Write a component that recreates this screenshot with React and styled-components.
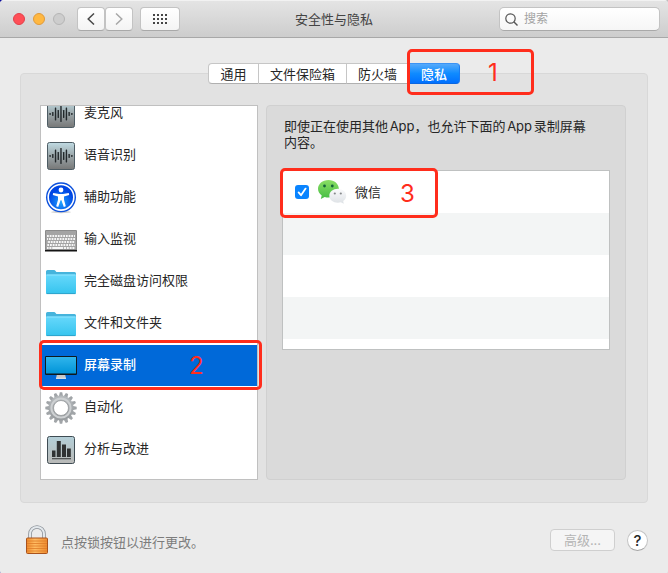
import React, { useState } from 'react'
import styled, { createGlobalStyle, css } from 'styled-components'

const GlobalStyle = createGlobalStyle`
  * {
    box-sizing: border-box;
  }

  body {
    margin: 0;
    background: linear-gradient(to right, #0a0a9c 4px, #bdbdbd 8px);
    font-family: Inter, "Noto Sans CJK SC", sans-serif;
    font-size: 13px;
    line-height: 16px;
    color: #262626;
  }

  button, input {
    margin: 0;
    font: inherit;
    color: inherit;
  }
`

const Window = styled.div`
  display: flex;
  flex-direction: column;
  min-height: 100vh;
  border-radius: 4px;
  background: #ebebeb;
  overflow: hidden;
`

const TitleBar = styled.header`
  display: grid;
  grid-template-columns: 1fr auto 1fr;
  align-items: center;
  height: 38px;
  padding: 0 8px;
  border-top: 1px solid #f2f2f2;
  border-bottom: 1px solid #a8a8a8;
  background: linear-gradient(#e4e4e4, #cdcdcd);
`

const Title = styled.h1`
  margin: 0;
  font-size: 13px;
  font-weight: 400;
  color: #444;
`

const Controls = styled.div`
  display: flex;
  align-items: center;
  padding-left: 5px;
`

const Lights = styled.div`
  display: flex;
  gap: 8px;
  margin-right: 12px;
`

const Light = styled.button`
  width: 12px;
  height: 12px;
  padding: 0;
  border: 1px solid ${props => props.$edge};
  border-radius: 50%;
  background: ${props => props.$fill};
`

const ToolButton = styled.button`
  display: flex;
  align-items: center;
  justify-content: center;
  width: ${props => (props.$wide ? 40 : 28)}px;
  height: 24px;
  margin-left: ${props => (props.$wide ? 7 : 0)}px;
  padding: 0;
  border: 1px solid #c3c3c3;
  border-bottom-color: #a9a9a9;
  border-radius: 4px;
  background: linear-gradient(#fff, #f4f4f4);
`

const Search = styled.label`
  display: flex;
  align-items: center;
  justify-self: end;
  gap: 6px;
  width: 161px;
  max-width: 100%;
  height: 24px;
  padding: 0 5px;
  border: 1px solid #c3c3c3;
  border-bottom-color: #a9a9a9;
  border-radius: 5px;
  background: linear-gradient(#fff, #f6f6f6);

  input {
    flex: 1;
    min-width: 0;
    padding: 0;
    border: 0;
    outline: none;
    background: none;
    font-size: 12px;
  }

  input::placeholder {
    color: #a3a3a3;
  }
`

const Content = styled.main`
  display: flex;
  flex-direction: column;
  padding: 25px 20px 20px;
`

const Tabs = styled.div`
  display: flex;
  align-self: center;
  position: relative;
  z-index: 1;
  margin-bottom: -11px;
`

const Tab = styled.button`
  position: relative;
  min-width: 51px;
  height: 21px;
  padding: 0 11px;
  border: solid #c6c6c6;
  border-width: 1px 1px 1px 0;
  border-bottom-color: #b0b0b0;
  background: #fff;
  line-height: 16px;

  &:first-child {
    border-left-width: 1px;
    border-radius: 4px 0 0 4px;
  }

  &:last-child {
    border-radius: 0 4px 4px 0;
  }

  ${props => props.$active && css`
    border-color: #3b93f5 #1a7cf2 #0a66e0;
    background: linear-gradient(#55aafb, #0f8bff 50%, #0070ff);
    color: #fff;
    font-weight: 500;
  `}
`

const Group = styled.section`
  display: flex;
  gap: 8px;
  padding: 31px 21px 22px 19px;
  border: 1px solid #d8d8d8;
  border-radius: 4px;
  background: #e2e2e2;
`

const SidebarFrame = styled.nav`
  position: relative;
  flex: 0 0 218px;
  border: 1px solid #c0c0c0;
  background: #fff;
`

const Scroller = styled.div`
  overflow: hidden;
  padding-bottom: 8px;

  /* scrolled a little, so the first row is cut */
  ul {
    margin: -13px 0 0;
    padding: 0;
    list-style: none;
  }
`

const Item = styled.button`
  display: flex;
  align-items: center;
  gap: 7px;
  width: 100%;
  height: 42px;
  padding: 0 4px;
  border: 0;
  border-bottom: 1px solid #fff;
  background: ${props => (props.$active ? '#0069d9' : '#fff')};
  color: ${props => (props.$active ? '#fff' : 'inherit')};
  font-weight: ${props => (props.$active ? 500 : 400)};
  text-align: left;

  span {
    padding-bottom: 4px;
  }
`

const Panel = styled.div`
  flex: 1;
  min-width: 0;
  padding: 12px 15px;
  border: 1px solid #d0d0d0;
  border-radius: 4px;
  background: #dadada;
`

const Description = styled.p`
  margin: 0 0 20px;
  padding: 0 12px 0 2px;
  text-autospace: normal;
`

const AppList = styled.div`
  position: relative;
  border: 1px solid #bfc1c1;
  background: #fff;
`

const AppRow = styled.div`
  display: flex;
  align-items: center;
  height: ${props => (props.$last ? 10 : 42)}px;
  padding: 0 12px;
  background: ${props => (props.$striped ? '#f3f5f5' : '#fff')};

  label {
    display: flex;
    align-items: center;
    gap: 8px;
  }
`

const checkMark = encodeURIComponent(
  '<svg xmlns="http://www.w3.org/2000/svg" viewBox="0 0 14 14"><path d="M3.6 7.4 6 10.2 10.6 3.6" fill="none" stroke="#fff" stroke-width="1.8" stroke-linecap="round" stroke-linejoin="round"/></svg>'
)

const Checkbox = styled.input`
  appearance: none;
  width: 14px;
  height: 14px;
  border: 1px solid #b5b5b5;
  border-radius: 3px;
  background: #fff;

  &:checked {
    border: 0;
    background: url("data:image/svg+xml;charset=UTF-8,${checkMark}") #0a84ff;
  }
`

const Mark = styled.span`
  position: absolute;
  z-index: 2;
  top: ${props => props.$top}px;
  left: ${props => props.$left}px;
  width: ${props => props.$width}px;
  height: ${props => props.$height}px;
  padding-left: ${props => props.$indent}px;
  border: 3px solid #ff2d1c;
  border-radius: 5px;
  color: #ff2d1c;
  font-size: 24px;
  font-weight: 400;
  line-height: ${props => props.$height - 5}px;
  text-align: left;
  pointer-events: none;
`

const Footer = styled.footer`
  display: flex;
  align-items: center;
  gap: 12px;
  padding: 22px 0 0 5px;
`

const LockText = styled.span`
  flex: 1;
  padding-top: 4px;
  color: #7c7c7c;
`

const Advanced = styled.button`
  width: 65px;
  height: 22px;
  padding: 0;
  border: 1px solid #cfcfcf;
  border-radius: 4px;
  background: #f5f5f5;
  color: #b4b4b4;
`

const Help = styled.button`
  width: 21px;
  height: 21px;
  padding: 0;
  border: 1px solid #c4c4c4;
  border-bottom-color: #a5a5a5;
  border-radius: 50%;
  background: #fff;
  font-size: 15px;
  font-weight: 500;
  line-height: 19px;
`

const Icon = ({ children }) => (
  <svg width="32" height="32" viewBox="0 0 32 32" aria-hidden="true">{children}</svg>
)

const HiddenSvg = styled.svg`
  position: absolute;
`

const Defs = () => (
  <HiddenSvg width="0" height="0" aria-hidden="true">
    <defs>
      <linearGradient id="steel" x2="0" y2="1">
        <stop offset="0" stopColor="#c0dbe3" />
        <stop offset="0.5" stopColor="#9aa5a8" />
        <stop offset="1" stopColor="#777" />
      </linearGradient>
      <linearGradient id="chart" x2="0" y2="1">
        <stop offset="0" stopColor="#b4cfd8" />
        <stop offset="1" stopColor="#b9b9b7" />
      </linearGradient>
      <radialGradient id="blue" cy="0.7">
        <stop offset="0" stopColor="#1fa4ff" />
        <stop offset="1" stopColor="#0046e4" />
      </radialGradient>
      <linearGradient id="folder" x2="0" y2="1">
        <stop offset="0" stopColor="#67d8fb" />
        <stop offset="1" stopColor="#35c4ee" />
      </linearGradient>
      <linearGradient id="screen" x2="0" y2="1">
        <stop offset="0" stopColor="#30b5ec" />
        <stop offset="1" stopColor="#0094d8" />
      </linearGradient>
      <linearGradient id="gear" x2="0" y2="1">
        <stop offset="0" stopColor="#b4b8bb" />
        <stop offset="1" stopColor="#999da0" />
      </linearGradient>
      <linearGradient id="green" x2="0" y2="1">
        <stop offset="0" stopColor="#8ade64" />
        <stop offset="1" stopColor="#45bd45" />
      </linearGradient>
      <linearGradient id="pale" x2="0" y2="1">
        <stop offset="0" stopColor="#fbfbfc" />
        <stop offset="1" stopColor="#dde1e5" />
      </linearGradient>
      <linearGradient id="brass" x2="1" y2="0">
        <stop offset="0" stopColor="#f08a2c" />
        <stop offset="0.4" stopColor="#ffbc62" />
        <stop offset="1" stopColor="#ee8a2e" />
      </linearGradient>
    </defs>
  </HiddenSvg>
)

const WAVE = [2, 4, 13, 8, 16, 8, 13, 4, 2]

const WaveIcon = () => (
  <Icon>
    <rect x="2.5" y="2.5" width="27" height="27" rx="2" fill="url(#steel)" stroke="#4d5c64" />
    {WAVE.map((h, i) => (
      <rect key={i} x={4.4 + i * 2.72} y={16 - h / 2} width="1.4" height={h} rx="0.4" fill="#22282b" />
    ))}
  </Icon>
)

const AccessIcon = () => (
  <Icon>
    <ellipse cx="16" cy="30" rx="10" ry="1.2" fill="#d0d0d0" />
    <circle cx="16" cy="15.3" r="15" fill="#0b50dc" />
    <circle cx="16" cy="15.3" r="12.8" fill="url(#blue)" stroke="#fff" strokeWidth="1.6" />
    <circle cx="16" cy="8" r="2.4" fill="#fff" />
    <path d="M8.2 11 14 12.100h4l5.800-1.100.4 1.900-5.200 1.500v3.300l1.800 6.500-2 .7-2.400-6.600h-.8l-2.400 6.600-2-.7 1.800-6.500v-3.300L7.800 12.900Z" fill="#fff" />
  </Icon>
)

const KeyboardIcon = () => (
  <Icon>
    <rect x="0" y="6" width="32" height="21" rx="1" fill="#8b8b8b" />
    <rect x="1" y="7" width="30" height="18" fill="#a4a4a4" />
    <rect x="0" y="26" width="32" height="1.5" fill="#151515" />
    {[0, 1, 2, 3, 4].map(row => (
      <path
        key={row}
        d={`M2 ${12 + row * 3}H30`}
        stroke="#f6f6f6"
        strokeWidth="2"
        strokeDasharray={row === 4 ? '2 .8 2 .8 2 .8 11 .8 2 .8' : '1.8 .9'}
        strokeDashoffset={row * 0.8}
      />
    ))}
  </Icon>
)

const FolderIcon = () => (
  <Icon>
    <path d="M1 27V5.500Q1 4 2.500 4H9q1 0 1.600 1l.8 1H29.500Q31 6 31 7.500V27Z" fill="#46b4dc" />
    <path d="M1 9.500Q1 8.500 2 8.500H30q1 0 1 1V26.500Q31 28 29.500 28h-27Q1 28 1 26.500Z" fill="url(#folder)" />
    <path d="M1.500 9H30.500" stroke="#8fe5ff" />
    <path d="M1.500 27.600H30.500" stroke="#2ea3cb" />
  </Icon>
)

const ScreenIcon = () => (
  <Icon>
    <path d="M12 24h8l1 4.500H11Z" fill="#c9c9c9" />
    <path d="M11 28.300h10" stroke="#efefef" />
    <rect x="0" y="6" width="32" height="19" rx="1.2" fill="#10181d" />
    <rect x="1" y="7" width="30" height="16.500" fill="url(#screen)" />
  </Icon>
)

const TEETH = Array.from({ length: 16 }, (_, i) => i * 22.5)

const GearIcon = () => (
  <Icon>
    {TEETH.map(angle => (
      <path key={angle} d="M13.8 5 14.800 .3h2.400l1 4.700Z" fill="#a1a5a8" transform={`rotate(${angle} 16 16)`} />
    ))}
    <circle cx="16" cy="16" r="10" fill="#fff" stroke="url(#gear)" strokeWidth="5" />
    <circle cx="16" cy="16" r="9.600" fill="none" stroke="#cdd0d2" strokeWidth="2" />
    <circle cx="16" cy="16" r="7.500" fill="none" stroke="#94989b" strokeWidth="0.800" />
  </Icon>
)

const ChartIcon = () => (
  <Icon>
    <rect x="2.5" y="2.5" width="27" height="27" rx="2" fill="url(#chart)" stroke="#3f4c53" />
    <path d="M7 16.500h3.500V23H7ZM11.800 7h4v16h-4ZM17 10.500h4V23h-4ZM22 14.500h3.800V23H22ZM7 24.200h19v1H7Z" fill="#303233" />
  </Icon>
)

const WeChatIcon = () => (
  <svg width="30" height="28" viewBox="0 0 30 28" aria-hidden="true">
    <path d="M11.500 2C5.500 2 1 6 1 10.800c0 2.800 1.400 5 3.700 6.600L3.800 21l3.900-2c1.200.4 2.500.5 3.800.5 6 0 10.300-3.900 10.300-8.700S17.500 2 11.500 2Z" fill="url(#green)" />
    <circle cx="7.500" cy="8" r="1.4" fill="#15633a" />
    <circle cx="15.300" cy="8" r="1.4" fill="#15633a" />
    <path d="M20.800 10.800c-4.700 0-8.500 3.100-8.500 7s3.800 7 8.500 7c1.100 0 2.100-.2 3-.5l3 1.400-.6-2.700c1.900-1.300 3-3.100 3-5.200 0-3.900-3.700-7-8.400-7Z" fill="url(#pale)" />
    <circle cx="17.800" cy="15.500" r="1.1" fill="#87898c" />
    <circle cx="23.800" cy="15.500" r="1.1" fill="#87898c" />
  </svg>
)

const LockIcon = () => (
  <svg width="24" height="30" viewBox="0 0 24 30" aria-hidden="true">
    <path d="M5 14V9a7 7 0 0 1 14 0v5" fill="none" stroke="#8c9299" strokeWidth="3.600" />
    <path d="M5 14V9a7 7 0 0 1 14 0v5" fill="none" stroke="#e3e8ec" strokeWidth="2" />
    <rect x="1.5" y="13" width="21" height="15.500" rx="1" fill="url(#brass)" stroke="#a9521c" />
    <path d="M2 16h20M2 18.500h20M2 21h20M2 23.500h20M2 26h20" stroke="#dd7b28" strokeWidth="0.800" />
  </svg>
)

const TABS = ['通用', '文件保险箱', '防火墙', '隐私']

const ITEMS = [
  { name: '麦克风', Glyph: WaveIcon },
  { name: '语音识别', Glyph: WaveIcon },
  { name: '辅助功能', Glyph: AccessIcon },
  { name: '输入监视', Glyph: KeyboardIcon },
  { name: '完全磁盘访问权限', Glyph: FolderIcon },
  { name: '文件和文件夹', Glyph: FolderIcon },
  { name: '屏幕录制', Glyph: ScreenIcon },
  { name: '自动化', Glyph: GearIcon },
  { name: '分析与改进', Glyph: ChartIcon }
]

const App = () => {
  const [tab, setTab] = useState('隐私')
  const [item, setItem] = useState('屏幕录制')
  const [allowed, setAllowed] = useState(true)

  return (
    <Window>
      <GlobalStyle />
      <Defs />
      <TitleBar>
        <Controls>
          <Lights>
            <Light aria-label="关闭" $fill="#ff4f57" $edge="#e2404a" />
            <Light aria-label="最小化" $fill="#ffb841" $edge="#e09a3a" />
            <Light aria-label="缩放" $fill="#cdcdcd" $edge="#b5b5b5" />
          </Lights>
          <ToolButton aria-label="后退">
            <svg width="8" height="12" viewBox="0 0 8 12"><path d="M7 .5 1.2 6 7 11.500" fill="none" stroke="#4a4a4a" strokeWidth="1.5" /></svg>
          </ToolButton>
          <ToolButton aria-label="前进">
            <svg width="8" height="12" viewBox="0 0 8 12"><path d="M1 .5 6.800 6 1 11.500" fill="none" stroke="#a8a8a8" strokeWidth="1.5" /></svg>
          </ToolButton>
          <ToolButton $wide aria-label="显示全部">
            <svg width="14" height="10" viewBox="0 0 14 10">
              <path d="M0 1h14M0 5h14M0 9h14" stroke="#454545" strokeWidth="2" strokeDasharray="2 2" />
            </svg>
          </ToolButton>
        </Controls>
        <Title>安全性与隐私</Title>
        <Search>
          <svg width="13" height="13" viewBox="0 0 13 13">
            <circle cx="5.500" cy="5.500" r="4.700" fill="none" stroke="#555" strokeWidth="1.2" />
            <path d="m9 9 3.500 3.500" stroke="#555" strokeWidth="1.4" />
          </svg>
          <input type="text" placeholder="搜索" aria-label="搜索" />
        </Search>
      </TitleBar>

      <Content>
        <Tabs role="tablist">
          {TABS.map(name => (
            <Tab key={name} role="tab" aria-selected={tab === name} $active={tab === name} onClick={() => setTab(name)}>
              {name}
              {name === '隐私' && <Mark $top={-15} $left={-2} $width={127} $height={46} $indent={78}>1</Mark>}
            </Tab>
          ))}
        </Tabs>

        <Group>
          <SidebarFrame>
            <Scroller>
              <ul>
                {ITEMS.map(({ name, Glyph }) => (
                  <li key={name}>
                    <Item $active={item === name} onClick={() => setItem(name)}>
                      <Glyph />
                      <span>{name}</span>
                    </Item>
                  </li>
                ))}
              </ul>
            </Scroller>
            <Mark $top={234} $left={-2} $width={223} $height={50} $indent={147}>2</Mark>
          </SidebarFrame>

          <Panel>
            <Description>即使正在使用其他App，也允许下面的App录制屏幕内容。</Description>
            <AppList>
              <AppRow>
                <label>
                  <Checkbox type="checkbox" checked={allowed} onChange={e => setAllowed(e.target.checked)} />
                  <WeChatIcon />
                  <span>微信</span>
                </label>
              </AppRow>
              <AppRow $striped />
              <AppRow />
              <AppRow $striped />
              <AppRow $last />
              <Mark $top={-3} $left={-3} $width={158} $height={50} $indent={117}>3</Mark>
            </AppList>
          </Panel>
        </Group>

        <Footer>
          <LockIcon />
          <LockText>点按锁按钮以进行更改。</LockText>
          <Advanced disabled>高级...</Advanced>
          <Help aria-label="帮助">?</Help>
        </Footer>
      </Content>
    </Window>
  )
}

export default App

***

# Work instructions
Starting at the top of the listing above, reproduce each line up to and including the one with "background: linear-gradient(#fff, #f6f6f6);"; omit the pictures.

# Finished exercise
Write a component that recreates this screenshot with React and styled-components.
import React, { useState } from 'react'
import styled, { createGlobalStyle, css } from 'styled-components'

const GlobalStyle = createGlobalStyle`
  * {
    box-sizing: border-box;
  }

  body {
    margin: 0;
    background: linear-gradient(to right, #0a0a9c 4px, #bdbdbd 8px);
    font-family: Inter, "Noto Sans CJK SC", sans-serif;
    font-size: 13px;
    line-height: 16px;
    color: #262626;
  }

  button, input {
    margin: 0;
    font: inherit;
    color: inherit;
  }
`

const Window = styled.div`
  display: flex;
  flex-direction: column;
  min-height: 100vh;
  border-radius: 4px;
  background: #ebebeb;
  overflow: hidden;
`

const TitleBar = styled.header`
  display: grid;
  grid-template-columns: 1fr auto 1fr;
  align-items: center;
  height: 38px;
  padding: 0 8px;
  border-top: 1px solid #f2f2f2;
  border-bottom: 1px solid #a8a8a8;
  background: linear-gradient(#e4e4e4, #cdcdcd);
`

const Title = styled.h1`
  margin: 0;
  font-size: 13px;
  font-weight: 400;
  color: #444;
`

const Controls = styled.div`
  display: flex;
  align-items: center;
  padding-left: 5px;
`

const Lights = styled.div`
  display: flex;
  gap: 8px;
  margin-right: 12px;
`

const Light = styled.button`
  width: 12px;
  height: 12px;
  padding: 0;
  border: 1px solid ${props => props.$edge};
  border-radius: 50%;
  background: ${props => props.$fill};
`

const ToolButton = styled.button`
  display: flex;
  align-items: center;
  justify-content: center;
  width: ${props => (props.$wide ? 40 : 28)}px;
  height: 24px;
  margin-left: ${props => (props.$wide ? 7 : 0)}px;
  padding: 0;
  border: 1px solid #c3c3c3;
  border-bottom-color: #a9a9a9;
  border-radius: 4px;
  background: linear-gradient(#fff, #f4f4f4);
`

const Search = styled.label`
  display: flex;
  align-items: center;
  justify-self: end;
  gap: 6px;
  width: 161px;
  max-width: 100%;
  height: 24px;
  padding: 0 5px;
  border: 1px solid #c3c3c3;
  border-bottom-color: #a9a9a9;
  border-radius: 5px;
  background: linear-gradient(#fff, #f6f6f6);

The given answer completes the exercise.